>>>

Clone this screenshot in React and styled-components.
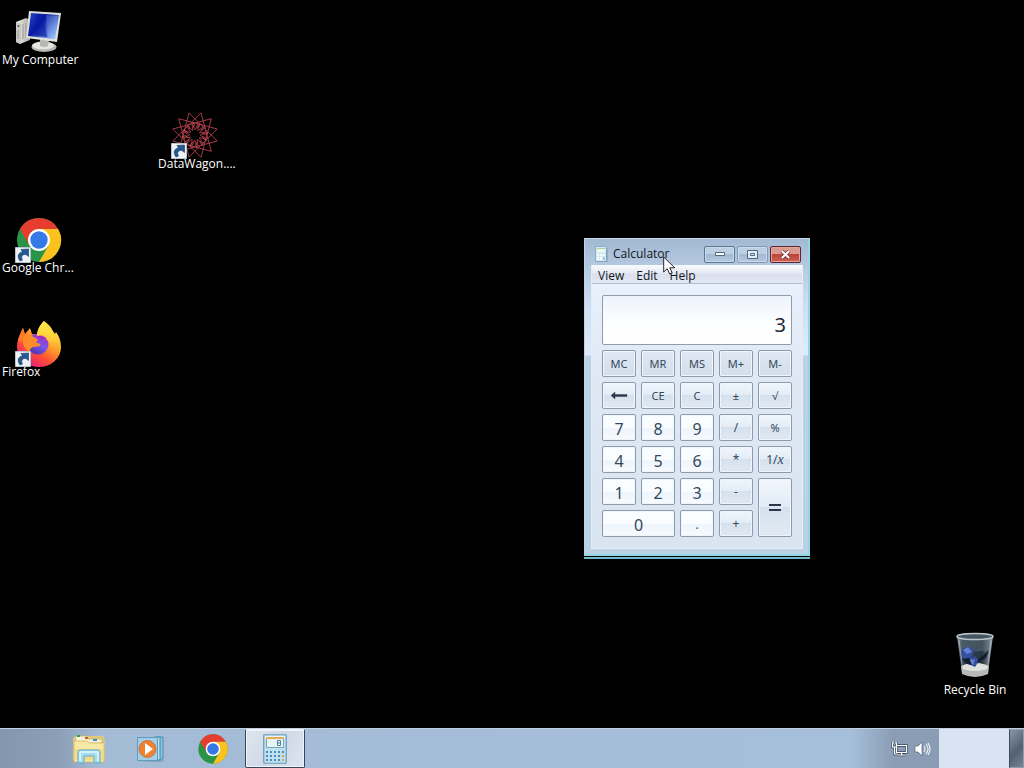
import React from "react";
import styled, { createGlobalStyle } from "styled-components";

const GlobalStyle = createGlobalStyle`
  * { box-sizing: border-box; }
  body { margin: 0; background: #000; overflow: hidden; }
  body, button, input { font-family: "Noto Sans", "Open Sans", sans-serif; font-size: 12px; }
  svg { display: block; }
`;

const Screen = styled.div`
  min-height: 100vh;
  display: flex;
  flex-direction: column;
  background: #000;
`;

const Desktop = styled.main`
  flex: 1;
  position: relative;
`;

const Shortcut = styled.button`
  position: absolute;
  top: ${(p) => p.$top};
  left: ${(p) => p.$left};
  right: ${(p) => p.$right};
  bottom: ${(p) => p.$bottom};
  width: 78px;
  padding: 0 2px;
  border: 0;
  background: none;
  color: #fff;
  font-family: "Open Sans", sans-serif;
  line-height: 16px;
  text-align: ${(p) => p.$align || "center"};
  white-space: nowrap;
`;

const ShortcutArt = styled.span`
  display: block;
  position: relative;
  width: 48px;
  height: 44px;
  margin: 0 auto;
`;

const Badge = styled.span`
  position: absolute;
  left: 0;
  top: 31px;
`;

const Window = styled.section`
  position: absolute;
  left: 584px;
  top: 238px;
  width: 226px;
  padding: 0 6px 6px;
  border: 1px solid #9bd3e2;
  border-top-color: #c9dbe9;
  border-left-color: #b9d5e6;
  background:
    linear-gradient(#a2b9d3, #b4c8df 26px, #ccdcf0 60px, #e0ebfa 116px, transparent 117px),
    #bcd0e6;
  box-shadow: inset -1px -1px #86dbe8, 0 1px #000, 0 3px #74b9c9;
  color: #101820;
`;

const TitleBar = styled.header`
  height: 26px;
  display: flex;
  align-items: center;
  padding: 4px 2px 0 4px;
`;

const Title = styled.h1`
  flex: 1;
  margin: 0 0 0 5px;
  font-family: "Open Sans", sans-serif;
  font-size: 12px;
  font-weight: 400;
  line-height: 16px;
`;

const WindowControls = styled.div`
  display: flex;
  gap: 2px;
`;

const ControlButton = styled.button`
  width: 31px;
  height: 17px;
  padding: 0;
  display: grid;
  place-items: center;
  border: 1px solid ${(p) => (p.$close ? "#5b2533" : p.$dim ? "#8399b5" : "#60758f")};
  border-radius: 2px;
  box-shadow: inset 0 0 0 1px ${(p) => (p.$close ? "#e3a49d" : "#c9daeb")};
  background: ${(p) =>
    p.$close
      ? "linear-gradient(#d99a91 0 45%, #bd4436 50%, #c96455)"
      : "linear-gradient(#bccfe3 0 45%, #a3bad3 50%, #b3c9df)"};
`;

const Client = styled.div`
  border: 1px solid #e3edf8;
  border-top: 0;
  background: linear-gradient(#eaf2fd, #dfe8f3 110px, #d9e4f1);
`;

const MenuBar = styled.nav`
  height: 19px;
  display: flex;
  border-bottom: 1px solid #b3bfd0;
  background: linear-gradient(#fafbfe, #e6e9f4 45%, #dadfee 50%, #e4e8f4);
`;

const MenuItem = styled.button`
  padding: 2px 6px 0;
  border: 0;
  background: none;
  color: #101820;
  font-family: "Open Sans", sans-serif;
  line-height: 18px;
`;

const CalculatorBody = styled.div`
  padding: 11px 10px;
`;

const Display = styled.input`
  display: block;
  width: 100%;
  height: 50px;
  margin-bottom: 5px;
  padding: 8px 5px 0;
  border: 1px solid #8e9caf;
  border-radius: 2px;
  outline: 0;
  background: linear-gradient(#eef3fc, #fdfeff 60%, #fff);
  color: #1e2a36;
  text-align: right;
  font-size: 20px;
`;

const Keypad = styled.div`
  display: grid;
  grid-template-columns: repeat(5, 1fr);
  grid-auto-rows: 27px;
  gap: 5px;
`;

const keyFills = {
  memory: "linear-gradient(#dfe8f3, #d3deeb)",
  digit: "linear-gradient(#fafdff 0 50%, #edf4fc 55%, #f8fcff)",
  operator: "linear-gradient(#f0f6fc, #e3ecf6 48%, #d5e1ed 50%, #e0eaf4)",
};

const Key = styled.button`
  grid-column: span ${(p) => p.$cols || 1};
  grid-row: span ${(p) => p.$rows || 1};
  min-width: 0;
  padding: ${(p) => (p.$kind === "digit" ? "2px 0 0" : "0")};
  display: grid;
  place-items: center;
  border: 1px solid #8b9bb0;
  border-radius: 2px;
  box-shadow: inset 0 0 0 1px #f0f5fb;
  background: ${(p) => keyFills[p.$kind]};
  color: #34475b;
  font-size: ${(p) => (p.$kind === "digit" ? "16px" : "11px")};
`;

const SignText = styled.span`
  font-size: 12px;
`;

const ReciprocalText = styled.span`
  font-size: 12px;
  i { font-family: "Liberation Serif", serif; font-size: 14px; }
`;

const Pointer = styled.span`
  position: absolute;
  left: 663px;
  top: 256px;
`;

const Taskbar = styled.footer`
  height: 40px;
  display: flex;
  border-top: 1px solid #c0d0e0;
  background: linear-gradient(90deg, #8496ad, #8c9fb7 60px, #a4bbd6 100px, #a6bfdb);
`;

const TaskList = styled.div`
  flex: 1;
  display: flex;
  gap: 2px;
  padding-left: 59px;
`;

const TaskButton = styled.button`
  width: 60px;
  padding: 0;
  display: grid;
  place-items: center;
  border: 1px solid ${(p) => (p.$active ? "#35465b" : "transparent")};
  border-top-color: ${(p) => (p.$active ? "#eef4fa" : "transparent")};
  border-radius: 2px;
  background: ${(p) => (p.$active ? "linear-gradient(120deg, #e0e6ef, #ced8e5 50%, #dce5f0)" : "none")};
  box-shadow: ${(p) => (p.$active ? "inset 0 0 0 1px #edf3f9" : "none")};
`;

const Tray = styled.div`
  display: flex;
  align-items: center;
  gap: 6px;
  padding: 1px 8px 0 40px;
  background: linear-gradient(90deg, #a6bfdb, #8b9db4 42px);
`;

const TrayButton = styled.button`
  padding: 0;
  border: 0;
  background: none;
`;

const ClockArea = styled.div`
  width: 70px;
  background: #d8e4f1;
`;

const ShowDesktop = styled.button`
  width: 15px;
  border: 1px solid #8f9eaf;
  border-left-color: #3e4c5c;
  background: linear-gradient(135deg, #8795a5, #536273 55%, #748496);
`;

function ArrowBadge() {
  return (
    <Badge>
      <svg width="16" height="16" viewBox="0 0 16 16" aria-hidden="true">
        <path d="M.5.5h15v15H.5z" fill="#edf3f7" stroke="#b7c5d0" />
        <path d="M5 14C1.500 9 3.500 5.500 7.500 5L6 2.500 13.500 2v7.500l-2.500-2C7.500 7 5.500 9.500 7.500 13z" fill="#245a91" stroke="#17375e" strokeWidth=".6" />
      </svg>
    </Badge>
  );
}

function ComputerIcon() {
  return (
    <svg width="48" height="48" viewBox="0 0 48 48" aria-hidden="true">
      <defs>
        <linearGradient id="screenBlue" x1="0" y1="0" x2="1" y2=".7">
          <stop stopColor="#2547c5" /><stop offset=".45" stopColor="#0718a2" /><stop offset="1" stopColor="#8db7f5" />
        </linearGradient>
        <linearGradient id="metal"><stop stopColor="#f3f3ee" /><stop offset="1" stopColor="#aaa9a6" /></linearGradient>
      </defs>
      <path d="m1 14 10-4 4 2v20L5 36l-4-2z" fill="url(#metal)" />
      <path d="m1 14 5 2v20l-5-2z" fill="#c9c9c5" />
      <circle cx="3.500" cy="18" r="1" fill="#555" /><path d="M3 22v9m5-15v15m3-16v15" stroke="#999" />
      <ellipse cx="29" cy="39" rx="12.500" ry="5" fill="#b5b5b1" />
      <ellipse cx="28" cy="37.500" rx="11" ry="4" fill="#e5e5e1" />
      <path d="m25 30 9 2-1 6q-4 2-8 0z" fill="#b6b6b3" />
      <path d="m14 3 32 2-4 29-31-4z" fill="#e1e1db" />
      <path d="m16 5 28 2-4 24-27-3z" fill="url(#screenBlue)" />
      <path d="m21 6 7 1 4 22-12-2z" fill="#0717a0" opacity=".55" />
      <path d="m31 7 12 1-3 22-7-1z" fill="#a4c9ff" opacity=".25" />
    </svg>
  );
}

function WagonIcon() {
  const point = (deg, r) => {
    const a = (deg * Math.PI) / 180;
    return `${(24 + r * Math.sin(a)).toFixed(1)} ${(23 - r * Math.cos(a)).toFixed(1)}`;
  };
  const turns = Array.from({ length: 12 }, (_, i) => i * 30 + 15);
  return (
    <svg width="48" height="48" viewBox="0 0 48 48" fill="none" stroke="#b8404c" aria-hidden="true">
      {turns.map((a) => (
        <g key={a}>
          <path d={`M${point(a, 23)}L${point(a + 120, 23)}`} strokeWidth=".9" />
          <path d={`M${point(a, 12)}L${point(a + 20, 5)}L${point(a + 30, 12)}`} stroke="#963642" />
          <path d={`M${point(a + 8, 13)}Q${point(a + 16, 8)} ${point(a + 2, 8)}`} stroke="#d05058" />
        </g>
      ))}
    </svg>
  );
}

function ChromeIcon({ size }) {
  return (
    <svg width={size} height={size} viewBox="0 0 48 48" aria-hidden="true">
      <circle cx="24" cy="24" r="22" fill="#299447" />
      <path d="M4.900 13a22 22 0 0 1 38.200 0H24L14.500 29.500z" fill="#e53e30" />
      <path d="M43.100 13A22 22 0 0 1 24 46l9.500-16.500L24 13z" fill="#fbc21d" />
      <circle cx="24" cy="24" r="11" fill="#fff" /><circle cx="24" cy="24" r="8.700" fill="#3579e5" />
    </svg>
  );
}

function FirefoxIcon() {
  return (
    <svg width="48" height="48" viewBox="0 0 48 48" aria-hidden="true">
      <defs>
        <linearGradient id="fire" x1=".85" y1=".05" x2=".25" y2=".95"><stop stopColor="#fff44a" /><stop offset=".4" stopColor="#ffa728" /><stop offset=".7" stopColor="#ff5035" /><stop offset="1" stopColor="#e61c78" /></linearGradient>
        <linearGradient id="globe" x1=".8" y1="0" x2=".2" y2="1"><stop stopColor="#b52bbb" /><stop offset=".5" stopColor="#7655ec" /><stop offset="1" stopColor="#4b31a0" /></linearGradient>
        <linearGradient id="flame" x1="0" y1="0" x2="0" y2="1"><stop stopColor="#fff04a" /><stop offset=".5" stopColor="#ffc837" /><stop offset="1" stopColor="#ff7139" stopOpacity="0" /></linearGradient>
      </defs>
      <path d="M29 1q6 4 9 10l2 3 1-2c3 4 5 9 5 15a22 20 0 0 1-44 0C2 20 5 14 8 8l2 6 5-6 2 6q3 0 5 2c0-6 3-11 7-15z" fill="url(#fire)" />
      <circle cx="23" cy="24" r="10.500" fill="url(#globe)" />
      <path d="M8 16c5-2 11 0 15 4l-2 3c4 0 5 1 4 3l-6 1c-3 0-4 3-5 5-5-3-7-9-6-16z" fill="#ff8b2b" />
      <path d="M22 16c0-6 3-11 7-15 1 8 13 11 14 22q0 10-8 16 3-12-2-18-3-4-11-5z" fill="url(#flame)" />
      <path d="M22 16q6-2 10 3-5-1-7 0z" fill="#a92bc1" />
      <path d="M3 20q2-6 5-12l2 7-4 7z" fill="#ff7a24" />
    </svg>
  );
}

function BinIcon() {
  return (
    <svg width="48" height="48" viewBox="0 0 48 48" aria-hidden="true">
      <defs><linearGradient id="glass"><stop stopColor="#9ba6b0" /><stop offset=".15" stopColor="#35444e" /><stop offset=".7" stopColor="#263640" /><stop offset="1" stopColor="#a0abb2" /></linearGradient></defs>
      <path d="m6 4 5 37q13 7 26 0l5-37z" fill="url(#glass)" />
      <path d="m9 6 1 12q14 3 28 0l1-12z" fill="#657783" opacity=".45" />
      <path d="m10 34 1 8q13 6 26 0l1-8q-14-5-28 0" fill="#b7b9b9" />
      <ellipse cx="24" cy="35" rx="13" ry="4" fill="#e0e1df" />
      <path d="m10 18 7-4 6 4-2 7-8 3-3-5zm7 10 7-4 4 5-4 6-7-3z" fill="#354e9d" />
      <path d="m12 18 5-3 4 5-5 2zm8 9 4 1-2 5-4-3z" fill="#6480d5" />
      <path d="m11 27 7-1 3 7-5-1zm16 1 11-10-3 8-9 5z" fill="#131e31" />
      <ellipse cx="24" cy="4.500" rx="18" ry="3" fill="#475761" stroke="#bcc6cc" strokeWidth="1.500" />
      <path d="m8 8 4 31M40 8l-4 32" stroke="#c1cbd2" opacity=".6" />
    </svg>
  );
}

function CalculatorIcon() {
  return (
    <svg width="24" height="30" viewBox="0 0 24 30" aria-hidden="true">
      <rect x=".75" y=".75" width="22.500" height="28.500" rx="1" fill="#bfe0ee" stroke="#6a9ab8" strokeWidth="1.200" />
      <path d="M2 2h20v3H2z" fill="#e9f5fa" />
      <path d="M3.500 3.500h17v10h-17z" fill="#e4f3f5" stroke="#7ba5b7" />
      <path d="M3 3h18v2H3z" fill="#e3ae53" />
      <path d="M14.500 6.500h3v5h-3zM14.500 9h3" fill="none" stroke="#557f9a" />
      {[0, 1, 2].map((r) => [0, 1, 2, 3, 4].map((c) => (
        <rect key={`${r}-${c}`} x={3 + c * 4} y={17 + r * 4} width="2" height="2" fill={c === 4 && r > 0 ? "#dfa642" : "#4b8db9"} />
      )))}
    </svg>
  );
}

function SmallCalculatorIcon() {
  return (
    <svg width="13" height="16" viewBox="0 0 13 16" aria-hidden="true">
      <path d="M.5.5h11v15H.5z" fill="#d5e9f4" stroke="#8cb0c9" />
      <path d="M2 2h8v4H2z" fill="#eff9ee" /><path d="M2 2h8v1H2z" fill="#a9cf9e" />
      <path d="M2 8h2v2H2zm3 0h2v2H5zm3 0h2v2H8zm-6 3h2v3H2zm3 0h2v3H5z" fill="#f8fcff" />
      <path d="M8 11h2v3H8z" fill="#9fc6dd" />
      <path d="M12 2v14H2" fill="none" stroke="#718aa4" strokeWidth=".7" />
    </svg>
  );
}

function FolderIcon() {
  return (
    <svg width="34" height="30" viewBox="0 0 34 30" aria-hidden="true">
      <path d="M1 4 4 2h27l2 4v20l-2 2H3l-2-2z" fill="#dfca7c" />
      <path d="M4 2h10l2 3h14v4H3z" fill="#f8f3d8" stroke="#c5a955" strokeWidth=".7" />
      <path d="M5 1h3v2H5z" fill="#379c4b" /><path d="M13 3h3v2h-3z" fill="#cc5140" /><path d="M21 5h4v2h-4z" fill="#438dbd" />
      <path d="M2 7h13l2 2h15v19H2z" fill="#f7e9a5" stroke="#cdb35f" strokeWidth=".7" />
      <path d="M3 15h28v11H3z" fill="#ecd575" opacity=".6" />
      <path d="M6 29V18q0-2 2-2h18q2 0 2 2v11h-6v-7H12v7z" fill="#a9dced" stroke="#5ba9cb" />
      <path d="M8 27v-9h18v9" fill="none" stroke="#dff8ff" strokeWidth="1.500" />
    </svg>
  );
}

function MediaIcon() {
  return (
    <svg width="30" height="28" viewBox="0 0 30 28" aria-hidden="true">
      <path d="M21 2h6v22h-6z" fill="#86c4df" stroke="#4b8eb3" /><path d="M18 2h6v23h-6z" fill="#b9e0ee" stroke="#4488ad" />
      <path d="M1.500 2.500h20v23h-20z" fill="#a4cde6" stroke="#5f9cc0" />
      <circle cx="11.500" cy="14" r="8.500" fill="#ed8230" stroke="#bf642e" strokeWidth=".7" />
      <path d="m9 8 8 6-8 6z" fill="#fff" />
      <path d="M22 25h7l-4 2H4z" fill="#6892ae" opacity=".5" />
    </svg>
  );
}

const shortcuts = [
  { label: "My Computer", top: "8px", left: "0", Icon: ComputerIcon },
  { label: "DataWagon....", top: "112px", left: "156px", Icon: WagonIcon, linked: true },
  { label: "Google Chr...", top: "216px", left: "0", Icon: () => <ChromeIcon size={48} />, linked: true, align: "left" },
  { label: "Firefox", top: "320px", left: "0", Icon: FirefoxIcon, linked: true, align: "left" },
  { label: "Recycle Bin", bottom: "30px", right: "10px", Icon: BinIcon },
];

// The bin's picture stands taller above its label than the others.
const TallArt = styled(ShortcutArt)`
  height: 50px;
`;

const backArrow = (
  <svg width="18" height="9" viewBox="0 0 18 9" aria-hidden="true">
    <path d="M1 4.500 5 1v2.500h12v2H5V8z" fill="#28384a" stroke="#28384a" strokeWidth=".4" />
  </svg>
);
const equalsSign = (
  <svg width="12" height="8" viewBox="0 0 12 8" aria-hidden="true">
    <path d="M0 0h12v2H0zM0 5h12v2H0z" fill="#28384a" />
  </svg>
);
const sign = (text) => ({ text: <SignText>{text}</SignText>, kind: "operator" });

const keys = [
  ...["MC", "MR", "MS", "M+", "M-"].map((text) => ({ text, kind: "memory" })),
  { text: backArrow, name: "Backspace", kind: "operator" },
  ...["CE", "C", "±", "√"].map((text) => ({ text, kind: "operator" })),
  ...["7", "8", "9"].map((text) => ({ text, kind: "digit" })),
  sign("/"), { text: "%", kind: "operator" },
  ...["4", "5", "6"].map((text) => ({ text, kind: "digit" })),
  sign("*"),
  { text: <ReciprocalText>1/<i>x</i></ReciprocalText>, name: "Reciprocal", kind: "operator" },
  ...["1", "2", "3"].map((text) => ({ text, kind: "digit" })),
  sign("-"),
  { text: equalsSign, name: "Equals", kind: "operator", rows: 2 },
  { text: "0", kind: "digit", cols: 2 },
  { text: <SignText>.</SignText>, kind: "digit" },
  sign("+"),
];

function Calculator() {
  return (
    <Window>
      <TitleBar>
        <SmallCalculatorIcon />
        <Title>Calculator</Title>
        <WindowControls>
          <ControlButton aria-label="Minimize">
            <svg width="12" height="6"><path d="M1.500 1.500h9v3h-9z" fill="#fff" stroke="#53677f" /></svg>
          </ControlButton>
          <ControlButton $dim aria-label="Maximize">
            <svg width="11" height="9"><path d="M.5.5h10v8H.5zM3.500 3.500h4v2h-4z" fill="#e5eef7" stroke="#506681" /></svg>
          </ControlButton>
          <ControlButton $close aria-label="Close">
            <svg width="11" height="9" viewBox="0 0 12 10"><path d="m2 1 8 8m0-8L2 9" stroke="#6f3038" strokeWidth="4" /><path d="m2 1 8 8m0-8L2 9" stroke="#fff" strokeWidth="2.400" /></svg>
          </ControlButton>
        </WindowControls>
      </TitleBar>
      <Client>
        <MenuBar>
          {["View", "Edit", "Help"].map((item) => <MenuItem key={item}>{item}</MenuItem>)}
        </MenuBar>
        <CalculatorBody>
          <Display aria-label="Result" value="3" readOnly />
          <Keypad>
            {keys.map((key, i) => (
              <Key key={i} $kind={key.kind} $cols={key.cols} $rows={key.rows} aria-label={key.name}>{key.text}</Key>
            ))}
          </Keypad>
        </CalculatorBody>
      </Client>
    </Window>
  );
}

export default function App() {
  return (
    <Screen>
      <GlobalStyle />
      <Desktop>
        {shortcuts.map(({ label, top, left, right, bottom, Icon, linked, align }) => {
          const Art = Icon === BinIcon ? TallArt : ShortcutArt;
          return (
            <Shortcut key={label} $top={top} $left={left} $right={right} $bottom={bottom} $align={align}>
              <Art><Icon />{linked && <ArrowBadge />}</Art>
              {label}
            </Shortcut>
          );
        })}
        <Calculator />
        <Pointer>
          <svg width="13" height="20" viewBox="0 0 13 20" aria-hidden="true">
            <path d="M.7 1v15l3.500-3.300L6.700 18l2.500-1.200-2.400-5h5z" fill="#fff" stroke="#111" strokeWidth=".9" />
          </svg>
        </Pointer>
      </Desktop>
      <Taskbar>
        <TaskList>
          <TaskButton aria-label="File Explorer"><FolderIcon /></TaskButton>
          <TaskButton aria-label="Media Player"><MediaIcon /></TaskButton>
          <TaskButton aria-label="Google Chrome"><ChromeIcon size={32} /></TaskButton>
          <TaskButton $active aria-label="Calculator"><CalculatorIcon /></TaskButton>
        </TaskList>
        <Tray>
          <TrayButton aria-label="Network">
            <svg width="17" height="16" viewBox="0 0 17 16" fill="none" aria-hidden="true">
              <path d="M5.500 4.500h10v7h-10zM10.500 12v2m-4 0h8M1.500 2v4h4V2m-2 4v7h3M2 0v3m3-3v3" stroke="#35465b" strokeWidth="2.400" />
              <path d="M5.500 4.500h10v7h-10zM10.500 12v2m-4 0h8M1.500 2v4h4V2m-2 4v7h3M2 0v3m3-3v3" stroke="#fff" strokeWidth="1.200" />
            </svg>
          </TrayButton>
          <TrayButton aria-label="Volume">
            <svg width="17" height="16" viewBox="0 0 17 16" aria-hidden="true">
              <path d="M1 5h3l4-4v14l-4-4H1z" fill="#fff" stroke="#53677f" strokeWidth=".7" />
              <path d="M10 5q2 3 0 6m2-8q4 5 0 10m2-11q4 6 0 12" fill="none" stroke="#f0f5fa" strokeWidth="1.100" />
            </svg>
          </TrayButton>
        </Tray>
        <ClockArea />
        <ShowDesktop aria-label="Show desktop" />
      </Taskbar>
    </Screen>
  );
}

<<<

§ **WRITTEN INSTRUCTION**
In the material above, tally every line with the string "components" in it, then give that number alone.

§ **COMPLETED EXERCISE**
2